EXERCISE: Without the pictures, write out all the lines below exactly as they appear.
--- START OF SUPPLIED DATA ---
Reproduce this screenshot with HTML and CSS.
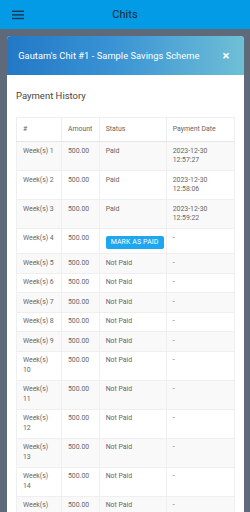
FILE: index.html
```html
<!DOCTYPE html>
<html>
<head>
<meta charset="utf-8">
<link rel="stylesheet" href="styles.css">
</head>
<body>
<header class="topbar">
  <button class="menu-btn" aria-label="Menu">
    <svg width="12" height="10" viewBox="0 0 12 10"><rect x="0" y="0.6" width="12" height="1.4" fill="#1b3550"/><rect x="0" y="4.2" width="12" height="1.4" fill="#1b3550"/><rect x="0" y="7.8" width="12" height="1.4" fill="#1b3550"/></svg>
  </button>
  <h1 class="topbar-title">Chits</h1>
</header>
<div class="overlay">
  <div class="modal">
    <div class="modal-header">
      <h2 class="modal-title">Gautam's Chit #1 - Sample Savings Scheme</h2>
      <span class="close">&times;</span>
    </div>
    <div class="modal-body">
      <h3 class="section-title">Payment History</h3>
      <table class="history">
        <colgroup>
          <col class="c1"><col class="c2"><col class="c3"><col class="c4">
        </colgroup>
        <thead>
          <tr><th>#</th><th>Amount</th><th>Status</th><th>Payment Date</th></tr>
        </thead>
        <tbody>
          <tr><td>Week(s) 1</td><td>500.00</td><td>Paid</td><td>2023-12-30 12:57:27</td></tr>
          <tr><td>Week(s) 2</td><td>500.00</td><td>Paid</td><td>2023-12-30 12:58:06</td></tr>
          <tr><td>Week(s) 3</td><td>500.00</td><td>Paid</td><td>2023-12-30 12:59:22</td></tr>
          <tr><td>Week(s) 4</td><td>500.00</td><td><button class="pay-btn">MARK AS PAID</button></td><td>-</td></tr>
          <tr><td>Week(s) 5</td><td>500.00</td><td>Not Paid</td><td>-</td></tr>
          <tr><td>Week(s) 6</td><td>500.00</td><td>Not Paid</td><td>-</td></tr>
          <tr><td>Week(s) 7</td><td>500.00</td><td>Not Paid</td><td>-</td></tr>
          <tr><td>Week(s) 8</td><td>500.00</td><td>Not Paid</td><td>-</td></tr>
          <tr><td>Week(s) 9</td><td>500.00</td><td>Not Paid</td><td>-</td></tr>
          <tr><td>Week(s) 10</td><td>500.00</td><td>Not Paid</td><td>-</td></tr>
          <tr><td>Week(s) 11</td><td>500.00</td><td>Not Paid</td><td>-</td></tr>
          <tr><td>Week(s) 12</td><td>500.00</td><td>Not Paid</td><td>-</td></tr>
          <tr><td>Week(s) 13</td><td>500.00</td><td>Not Paid</td><td>-</td></tr>
          <tr><td>Week(s) 14</td><td>500.00</td><td>Not Paid</td><td>-</td></tr>
          <tr><td>Week(s) 15</td><td>500.00</td><td>Not Paid</td><td>-</td></tr>
        </tbody>
      </table>
    </div>
  </div>
</div>
</body>
</html>
```
FILE: styles.css
```css
* { box-sizing: border-box; }
html, body { margin: 0; padding: 0; }
body {
  width: 250px;
  height: 512px;
  overflow: hidden;
  font-family: Roboto, "Noto Sans", Arial, sans-serif;
  background: #5e6979;
}
.topbar {
  height: 29px;
  background: #039be5;
  display: flex;
  align-items: center;
}
.menu-btn {
  border: 0;
  background: none;
  padding: 0;
  margin: 0 0 0 12px;
  width: 12px;
  height: 10px;
  display: flex;
}
.topbar-title {
  margin: 0;
  flex: 1;
  text-align: center;
  font-size: 11px;
  font-weight: 400;
  color: #14283c;
  padding-right: 24px;
  line-height: 29px;
  letter-spacing: 0.1px;
}
.overlay {
  padding: 7px 6.5px 0 6.7px;
}
.modal {
  background: #fff;
  border-radius: 4px 4px 0 0;
  overflow: hidden;
  height: 480px;
}
.modal-header {
  height: 39px;
  background: linear-gradient(90deg, #2278c6 0%, #3a93d4 45%, #6fbfd6 100%);
  display: flex;
  align-items: center;
  padding: 0 14px 0 11.5px;
}
.modal-title {
  margin: 0;
  flex: 1;
  color: #fff;
  font-size: 9.3px;
  font-weight: 400;
  letter-spacing: 0.05px;
}
.close {
  color: #fff;
  font-size: 13px;
  font-weight: 700;
  line-height: 1;
}
.modal-body {
  padding: 15px 9.3px 0 9.3px;
}
.section-title {
  margin: 0 0 15px;
  font-size: 9.5px;
  line-height: 12px;
  font-weight: 400;
  color: #454545;
}
.history {
  width: 218px;
  border-collapse: collapse;
  table-layout: fixed;
  font-size: 6.9px;
  color: #666;
  border: 1px solid #eeeeee;
}
.c1 { width: 45px; }
.c2 { width: 37.7px; }
.c3 { width: 67px; }
.c4 { width: 68.3px; }
.history th {
  text-align: left;
  font-weight: 400;
  padding: 6.75px 6px;
  line-height: 9.5px;
  border: 1px solid #eeeeee;
  border-bottom: 1px solid #e6e6e6;
}
.history td {
  padding: 4.5px 6px;
  line-height: 9.5px;
  vertical-align: top;
  border: 1px solid #efefef;
}
.history tbody tr:nth-child(odd) td { background: #f9f9f9; }
.pay-btn {
  display: block;
  margin: 2px 0 0;
  height: 13px;
  padding: 0 5px;
  border: 0;
  border-radius: 2px;
  background: #1ca7f0;
  color: #fff;
  font-family: Roboto, Arial, sans-serif;
  font-size: 7px;
  letter-spacing: 0.1px;
  line-height: 13px;
  white-space: nowrap;
}
```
--- END OF SUPPLIED DATA ---
RESPONSE TO THE TASK:
Reproduce this screenshot with HTML and CSS.
FILE: index.html
```html
<!DOCTYPE html>
<html>
<head>
<meta charset="utf-8">
<link rel="stylesheet" href="styles.css">
</head>
<body>
<header class="topbar">
  <button class="menu-btn" aria-label="Menu">
    <svg width="12" height="10" viewBox="0 0 12 10"><rect x="0" y="0.6" width="12" height="1.4" fill="#1b3550"/><rect x="0" y="4.2" width="12" height="1.4" fill="#1b3550"/><rect x="0" y="7.8" width="12" height="1.4" fill="#1b3550"/></svg>
  </button>
  <h1 class="topbar-title">Chits</h1>
</header>
<div class="overlay">
  <div class="modal">
    <div class="modal-header">
      <h2 class="modal-title">Gautam's Chit #1 - Sample Savings Scheme</h2>
      <span class="close">&times;</span>
    </div>
    <div class="modal-body">
      <h3 class="section-title">Payment History</h3>
      <table class="history">
        <colgroup>
          <col class="c1"><col class="c2"><col class="c3"><col class="c4">
        </colgroup>
        <thead>
          <tr><th>#</th><th>Amount</th><th>Status</th><th>Payment Date</th></tr>
        </thead>
        <tbody>
          <tr><td>Week(s) 1</td><td>500.00</td><td>Paid</td><td>2023-12-30 12:57:27</td></tr>
          <tr><td>Week(s) 2</td><td>500.00</td><td>Paid</td><td>2023-12-30 12:58:06</td></tr>
          <tr><td>Week(s) 3</td><td>500.00</td><td>Paid</td><td>2023-12-30 12:59:22</td></tr>
          <tr><td>Week(s) 4</td><td>500.00</td><td><button class="pay-btn">MARK AS PAID</button></td><td>-</td></tr>
          <tr><td>Week(s) 5</td><td>500.00</td><td>Not Paid</td><td>-</td></tr>
          <tr><td>Week(s) 6</td><td>500.00</td><td>Not Paid</td><td>-</td></tr>
          <tr><td>Week(s) 7</td><td>500.00</td><td>Not Paid</td><td>-</td></tr>
          <tr><td>Week(s) 8</td><td>500.00</td><td>Not Paid</td><td>-</td></tr>
          <tr><td>Week(s) 9</td><td>500.00</td><td>Not Paid</td><td>-</td></tr>
          <tr><td>Week(s) 10</td><td>500.00</td><td>Not Paid</td><td>-</td></tr>
          <tr><td>Week(s) 11</td><td>500.00</td><td>Not Paid</td><td>-</td></tr>
          <tr><td>Week(s) 12</td><td>500.00</td><td>Not Paid</td><td>-</td></tr>
          <tr><td>Week(s) 13</td><td>500.00</td><td>Not Paid</td><td>-</td></tr>
          <tr><td>Week(s) 14</td><td>500.00</td><td>Not Paid</td><td>-</td></tr>
          <tr><td>Week(s) 15</td><td>500.00</td><td>Not Paid</td><td>-</td></tr>
        </tbody>
      </table>
    </div>
  </div>
</div>
</body>
</html>
```
FILE: styles.css
```css
* { box-sizing: border-box; }
html, body { margin: 0; padding: 0; }
body {
  width: 250px;
  height: 512px;
  overflow: hidden;
  font-family: Roboto, "Noto Sans", Arial, sans-serif;
  background: #5e6979;
}
.topbar {
  height: 29px;
  background: #039be5;
  display: flex;
  align-items: center;
}
.menu-btn {
  border: 0;
  background: none;
  padding: 0;
  margin: 0 0 0 12px;
  width: 12px;
  height: 10px;
  display: flex;
}
.topbar-title {
  margin: 0;
  flex: 1;
  text-align: center;
  font-size: 11px;
  font-weight: 400;
  color: #14283c;
  padding-right: 24px;
  line-height: 29px;
  letter-spacing: 0.1px;
}
.overlay {
  padding: 7px 6.5px 0 6.7px;
}
.modal {
  background: #fff;
  border-radius: 4px 4px 0 0;
  overflow: hidden;
  height: 480px;
}
.modal-header {
  height: 39px;
  background: linear-gradient(90deg, #2278c6 0%, #3a93d4 45%, #6fbfd6 100%);
  display: flex;
  align-items: center;
  padding: 0 14px 0 11.5px;
}
.modal-title {
  margin: 0;
  flex: 1;
  color: #fff;
  font-size: 9.3px;
  font-weight: 400;
  letter-spacing: 0.05px;
}
.close {
  color: #fff;
  font-size: 13px;
  font-weight: 700;
  line-height: 1;
}
.modal-body {
  padding: 15px 9.3px 0 9.3px;
}
.section-title {
  margin: 0 0 15px;
  font-size: 9.5px;
  line-height: 12px;
  font-weight: 400;
  color: #454545;
}
.history {
  width: 218px;
  border-collapse: collapse;
  table-layout: fixed;
  font-size: 6.9px;
  color: #666;
  border: 1px solid #eeeeee;
}
.c1 { width: 45px; }
.c2 { width: 37.7px; }
.c3 { width: 67px; }
.c4 { width: 68.3px; }
.history th {
  text-align: left;
  font-weight: 400;
  padding: 6.75px 6px;
  line-height: 9.5px;
  border: 1px solid #eeeeee;
  border-bottom: 1px solid #e6e6e6;
}
.history td {
  padding: 4.5px 6px;
  line-height: 9.5px;
  vertical-align: top;
  border: 1px solid #efefef;
}
.history tbody tr:nth-child(odd) td { background: #f9f9f9; }
.pay-btn {
  display: block;
  margin: 2px 0 0;
  height: 13px;
  padding: 0 5px;
  border: 0;
  border-radius: 2px;
  background: #1ca7f0;
  color: #fff;
  font-family: Roboto, Arial, sans-serif;
  font-size: 7px;
  letter-spacing: 0.1px;
  line-height: 13px;
  white-space: nowrap;
}
```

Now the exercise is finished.